A expressão em “virtude de lei” utilizada no artigo 5º, inciso II da Constituição Federal, o significado da palavra lei, é a lei formal, ou seja, é o ato administrativo emanado dos órgãos de representação popular e elaborado nas conformidades dos artigos 59 e 60 da Constituição Federal.

É por este princípio constitucional da legalidade que se permite que ao particular seja concedido o privilégio de poder fazer tudo quanto não estiver proibido e ao administrador só lhe é permitido fazer o que estiver determinado expressamente na lei (em sentido amplo) e não há liberdade desmedida ou que não esteja expressamente concedida.
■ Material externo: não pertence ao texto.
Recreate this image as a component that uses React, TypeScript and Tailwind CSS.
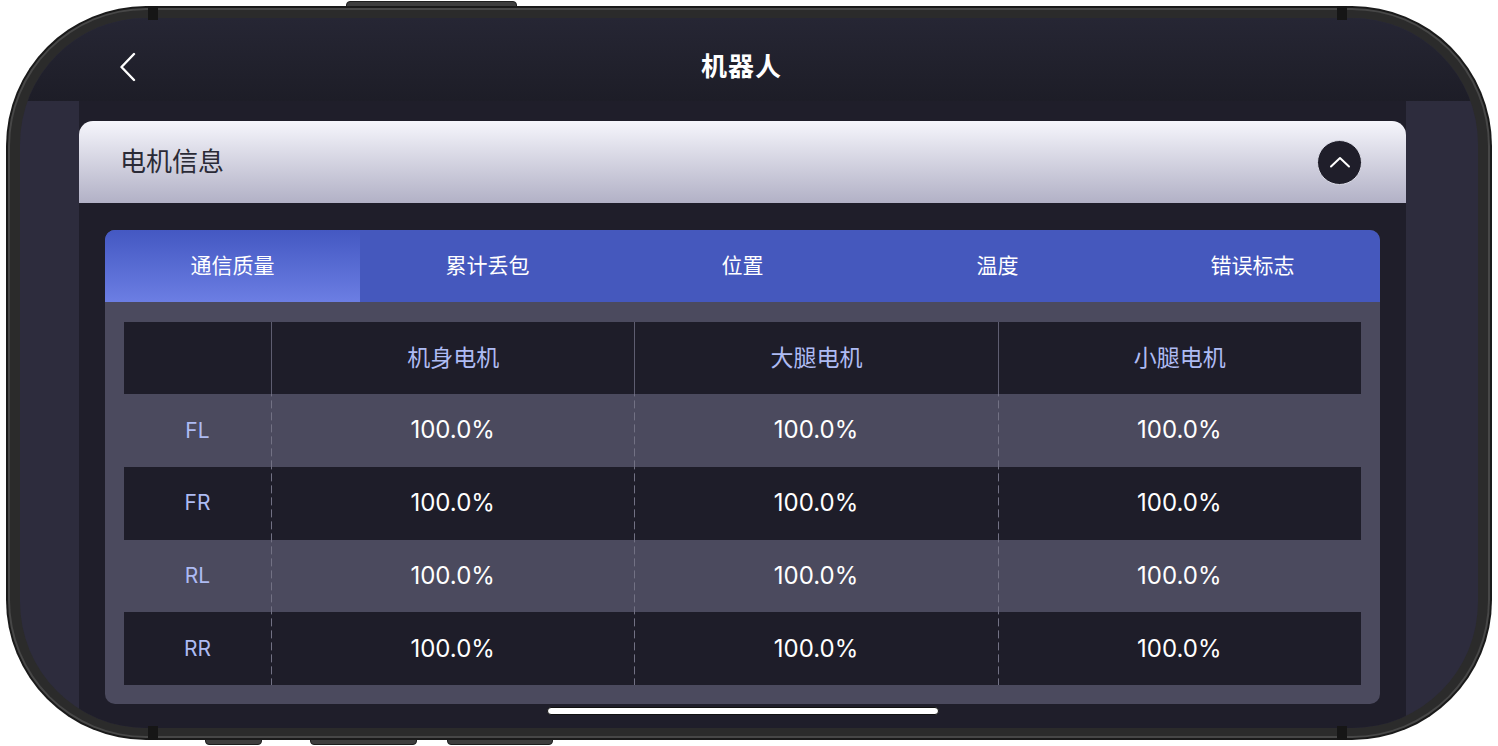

Toda a atuação administrativa vincula-se a tal princípio, sendo que deste princípio decorre a proibição de, sem lei que permite a Administração Pública vir a, por mera manifestação unilateral de vontade, declarar, conceder, restringir direitos ou impor obrigações.

Por fim o princípio da finalidade, que não é decorrente do princípio da legalidade, é sim mais que isso, é uma inerência dele e nele está contido, pois corresponde a aplicação da lei na conformidade de sua razão de ser, do objetivo em vista do qual foi editada.

Levando em consideração o exposto acima, fica registrado a dúvida da possibilidade do Ministério Público ingressar com recurso especial contra decisão concessiva de habeas corpus, pois, apesar da lei não proibir, como a corrente majoritária defende, como órgão público, pode ele fazer o que a lei não determina? Por conseguinte, a utilização do habeas corpus contra o réu atende a finalidade do instituto? Ou devem as decisões proferidas pelas Cortes Superiores do país prestigiarem o remédio constitucional apenas em favor do réu, “nunca para satisfazer os interesses, ainda que legítimos, da acusação”?